■ SET PROBLEM ■
Pull out every line below holding the word "components".
+ + + + + + +
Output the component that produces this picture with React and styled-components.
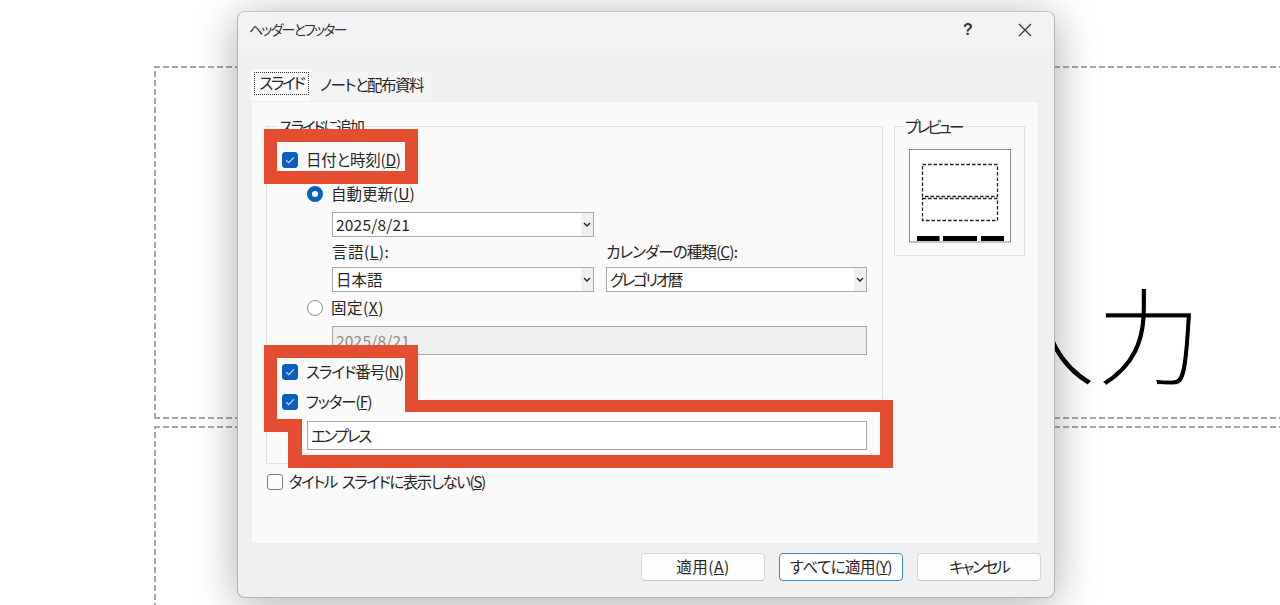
import React from 'react'
import styled, { createGlobalStyle } from 'styled-components'

const GlobalStyle = createGlobalStyle`
  html, body {
    margin: 0;
    height: 100%;
    background: #fff;
    overflow: hidden;
  }
  body {
    font-family: "Noto Sans CJK JP", "Noto Sans", sans-serif;
    font-feature-settings: "palt";
    font-size: 15.5px;
    color: #262626;
  }
  * {
    box-sizing: border-box;
  }
`

const Slide = styled.div`
  position: relative;
  width: 1280px;
  height: 605px;
  overflow: hidden;
`

const dash = '#a6a6a6'

const Placeholder = styled.div`
  position: absolute;
  left: 154px;
  top: ${props => props.$top}px;
  width: 1200px;
  height: ${props => props.$height}px;
  background-image:
    repeating-linear-gradient(90deg, ${dash} 0 6px, transparent 6px 9px),
    repeating-linear-gradient(90deg, ${dash} 0 6px, transparent 6px 9px),
    repeating-linear-gradient(0deg, ${dash} 0 6px, transparent 6px 9px);
  background-size: 100% 2px, 100% 2px, 2px 100%;
  background-position: 0 0, 0 100%, 0 0;
  background-repeat: no-repeat;
`

const SlideTitle = styled.div`
  position: absolute;
  left: 990px;
  top: 271px;
  font-size: 106px;
  line-height: 120px;
  font-weight: 300;
  color: #000;
  white-space: nowrap;
  font-feature-settings: normal;
  -webkit-text-stroke: 1px #fff;
`

const Dialog = styled.div`
  position: absolute;
  left: 237px;
  top: 11px;
  width: 818px;
  height: 587px;
  display: flex;
  flex-direction: column;
  background: #f0f0f0;
  border: 1px solid #b4b4b4;
  border-top-color: #c4c4c4;
  border-radius: 8px;
  box-shadow: 0 6px 44px rgba(0, 0, 0, 0.32);
  overflow: hidden;
`

const TitleBar = styled.div`
  height: 37px;
  flex: none;
  display: flex;
  align-items: center;
  padding-left: 11px;
  background: #f3f3f6;
`

const TitleText = styled.div`
  flex: 1;
  padding-bottom: 3px;
  font-size: 14px;
  letter-spacing: -1.8px;
  color: #333;
`

const HelpButton = styled.div`
  width: 40px;
  margin-right: 8px;
  padding-bottom: 2px;
  text-align: center;
  font-family: "Liberation Sans", sans-serif;
  font-weight: 700;
  font-size: 16px;
  color: #333;
`

const CloseButton = styled.div`
  display: flex;
  justify-content: center;
  width: 58px;
  padding-bottom: 2px;
`

const Body = styled.div`
  flex: 1;
  display: flex;
  flex-direction: column;
  padding: 20px 15px 0 13px;
`

const Tabs = styled.div`
  display: flex;
  align-items: flex-end;
  height: 32px;
`

const Tab = styled.div`
  height: ${props => (props.$active ? 32 : 29)}px;
  width: ${props => (props.$active ? 60 : 119)}px;
  padding: ${props => (props.$active ? '3px' : '0 8px')};
  margin-left: ${props => (props.$active ? 0 : 1)}px;
  background: ${props => (props.$active ? '#fafafa' : '#f4f4f4')};
  line-height: 25px;
  letter-spacing: ${props => props.$track}px;
  white-space: nowrap;
`

const TabFocus = styled.div`
  height: 23px;
  width: 55px;
  line-height: 19px;
  text-align: center;
  border: 1px dotted #333;
`

const Panel = styled.div`
  height: 443px;
  display: grid;
  grid-template-columns: 617px 131px;
  column-gap: 11px;
  align-content: start;
  padding: 24px 0 0 14px;
  background: #fafafa;
  border: 1px solid #eeeeee;
`

const Group = styled.div`
  border: 1px solid #e2e2e2;
  padding-bottom: ${props => props.$bottom || 0}px;
  height: ${props => (props.$height ? props.$height + 'px' : 'auto')};
`

const Legend = styled.div`
  width: fit-content;
  height: 18px;
  margin: -9px 0 0 ${props => props.$left}px;
  padding: 0 2px;
  line-height: 16px;
  letter-spacing: ${props => props.$track}px;
  background: #fafafa;
`

const OptionRow = styled.div`
  display: flex;
  align-items: center;
  height: 20px;
  gap: ${props => props.$gap || 9}px;
  margin-top: ${props => props.$top}px;
  margin-left: ${props => props.$left}px;
  white-space: nowrap;
`

const Label = styled.span`
  margin-top: -2px;
  margin-left: -1px;
  letter-spacing: ${props => props.$track || 0}px;
  word-spacing: ${props => props.$words || 0}px;
`

const CheckBox = styled.div`
  width: 16px;
  height: 16px;
  flex: none;
  display: flex;
  align-items: center;
  justify-content: center;
  border-radius: 3px;
  background: ${props => (props.$checked ? '#0a5fbd' : '#fcfcfc')};
  border: 1px solid ${props => (props.$checked ? '#0a5fbd' : '#7c7c7c')};
`

const Radio = styled.div`
  width: 16px;
  height: 16px;
  flex: none;
  border-radius: 50%;
  background: #fff;
  border: ${props => (props.$checked ? '5px solid #0a5fbd' : '1.5px solid #8a8a8a')};
`

const Field = styled.div`
  display: flex;
  align-items: center;
  justify-content: space-between;
  height: ${props => props.$height || 25}px;
  width: ${props => props.$width}px;
  margin-top: ${props => props.$top || 0}px;
  margin-left: ${props => props.$left || 0}px;
  padding-left: 3px;
  background: ${props => (props.$disabled ? '#efefef' : '#fff')};
  color: ${props => (props.$disabled ? '#8c8c8c' : '#262626')};
  border: 1px solid #a8a8a8;
  line-height: 20px;
`

const Arrow = styled.div`
  width: 12px;
  height: 23px;
  flex: none;
  display: flex;
  align-items: center;
  justify-content: center;
  background: #f0f0f0;
`

const DateColumns = styled.div`
  display: grid;
  grid-template-columns: 262px 261px;
  column-gap: 12px;
  margin: 6px 0 0 65px;
`

const ColumnLabel = styled.div`
  height: 20px;
  line-height: 17px;
  margin-bottom: 4px;
  letter-spacing: ${props => props.$track}px;
`

const PreviewDrawing = styled.svg`
  display: block;
  margin: 13px 0 0 14px;
`

const Footer = styled.div`
  display: flex;
  justify-content: flex-end;
  gap: 14px;
  margin-top: 9px;
  margin-right: -2px;
`

const Button = styled.div`
  width: 124px;
  height: 28px;
  line-height: 24px;
  text-align: center;
  letter-spacing: ${props => props.$track}px;
  background: #fdfdfd;
  border: ${props => (props.$primary ? '1px solid #3f86c4' : '1px solid #d6d6d6')};
  border-bottom-color: ${props => (props.$primary ? '#3f86c4' : '#c4c4c4')};
  border-radius: 4px;
`

const Highlight = styled.svg`
  position: absolute;
  left: 0;
  top: 0;
  pointer-events: none;
`

const Check = () => (
  <svg width='10' height='8' viewBox='0 0 10 8'>
    <path d='M1.2 4.2 L3.8 6.6 L8.8 1.4' fill='none' stroke='#cfe2f6' strokeWidth='1.2' />
  </svg>
)

const Chevron = () => (
  <svg width='8' height='5' viewBox='0 0 8 5'>
    <path d='M1 1 L4 4 L7 1' fill='none' stroke='#222' strokeWidth='1.4' />
  </svg>
)

const FieldText = styled.span`
  margin-top: -2px;
  letter-spacing: ${props => props.$track || 0}px;
`

const Select = ({ children, track, ...rest }) => (
  <Field {...rest}>
    <FieldText $track={track}>{children}</FieldText>
    <Arrow><Chevron /></Arrow>
  </Field>
)

export default function App () {
  return (
    <Slide>
      <GlobalStyle />
      <Placeholder $top={66} $height={353} />
      <Placeholder $top={426} $height={300} />
      <SlideTitle>入力</SlideTitle>

      <Dialog>
        <TitleBar>
          <TitleText>ヘッダーとフッター</TitleText>
          <HelpButton>?</HelpButton>
          <CloseButton>
            <svg width='14' height='14' viewBox='0 0 14 14'>
              <path d='M1 1 L13 13 M13 1 L1 13' stroke='#333' strokeWidth='1.2' fill='none' />
            </svg>
          </CloseButton>
        </TitleBar>
        <Body>
          <Tabs>
            <Tab $active $track={-2.2}><TabFocus>スライド</TabFocus></Tab>
            <Tab $track={-1.5}>ノートと配布資料</Tab>
          </Tabs>
          <Panel>
            <Group $bottom={13}>
              <Legend $left={10} $track={-2.2}>スライドに追加</Legend>
              <OptionRow $top={14} $left={15}>
                <CheckBox $checked><Check /></CheckBox>
                <Label $track={-0.25}>日付と時刻(<u>D</u>)</Label>
              </OptionRow>
              <OptionRow $top={14} $left={40}>
                <Radio $checked />
                <Label>自動更新(<u>U</u>)</Label>
              </OptionRow>
              <Select $top={8} $left={65} $width={262} track={0.2}>2025/8/21</Select>
              <DateColumns>
                <div>
                  <ColumnLabel $track={0.5}>言語(<u>L</u>):</ColumnLabel>
                  <Select $width={262}>日本語</Select>
                </div>
                <div>
                  <ColumnLabel $track={-0.9}>カレンダーの種類(<u>C</u>):</ColumnLabel>
                  <Select $width={261} track={-2.3}>グレゴリオ暦</Select>
                </div>
              </DateColumns>
              <OptionRow $top={6} $left={40}>
                <Radio />
                <Label $track={0.5}>固定(<u>X</u>)</Label>
              </OptionRow>
              <Field $disabled $top={8} $left={65} $width={535} $height={29}>
                <FieldText $track={0.2}>2025/8/21</FieldText>
              </Field>
              <OptionRow $top={7} $left={15}>
                <CheckBox $checked><Check /></CheckBox>
                <Label $track={-1}>スライド番号(<u>N</u>)</Label>
              </OptionRow>
              <OptionRow $top={10} $left={15}>
                <CheckBox $checked><Check /></CheckBox>
                <Label $track={-1.1}>フッター(<u>F</u>)</Label>
              </OptionRow>
              <Field $top={9} $left={40} $width={560} $height={29}>
                <FieldText $track={-2.2}>エンプレス</FieldText>
              </Field>
            </Group>
            <Group $height={130}>
              <Legend $left={8} $track={-2.8}>プレビュー</Legend>
              <PreviewDrawing width='102' height='94' viewBox='0 0 102 94'>
                <rect x='0.5' y='0.5' width='101' height='92.5' fill='#fff' stroke='#8a8a8a' />
                <g fill='none' stroke='#222' strokeWidth='1.3' strokeDasharray='3.5 2'>
                  <rect x='13.5' y='15.5' width='75' height='32' />
                  <rect x='13.5' y='49.5' width='75' height='22' />
                </g>
                <rect x='8' y='87' width='22.5' height='5' fill='#000' />
                <rect x='34' y='87' width='34' height='5' fill='#000' />
                <rect x='72' y='87' width='23' height='5' fill='#000' />
              </PreviewDrawing>
            </Group>
            <OptionRow $top={8} $left={1} $gap={7}>
              <CheckBox />
              <Label $track={-1.45} $words={3}>タイトル スライドに表示しない(<u>S</u>)</Label>
            </OptionRow>
          </Panel>
          <Footer>
            <Button $track={0.5}>適用(<u>A</u>)</Button>
            <Button $primary $track={-0.55}>すべてに適用(<u>Y</u>)</Button>
            <Button $track={-2.2}>キャンセル</Button>
          </Footer>
        </Body>
      </Dialog>

      <Highlight width='1280' height='605' viewBox='0 0 1280 605'>
        <path
          fill='#e54d31'
          fillRule='evenodd'
          d='M264 129 H418 V184 H264 Z M277 142 V171 H405 V142 Z
             M264 345 H418 V400 H893 V468 H288 V432 H264 Z
             M277 358 V419 H302 V455 H880 V412 H405 V358 Z'
        />
      </Highlight>
    </Slide>
  )
}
+ + + + + + +
■ RESPONSE TO THIS TASK ■
Output the component that produces this picture with React and styled-components.
import styled, { createGlobalStyle } from 'styled-components'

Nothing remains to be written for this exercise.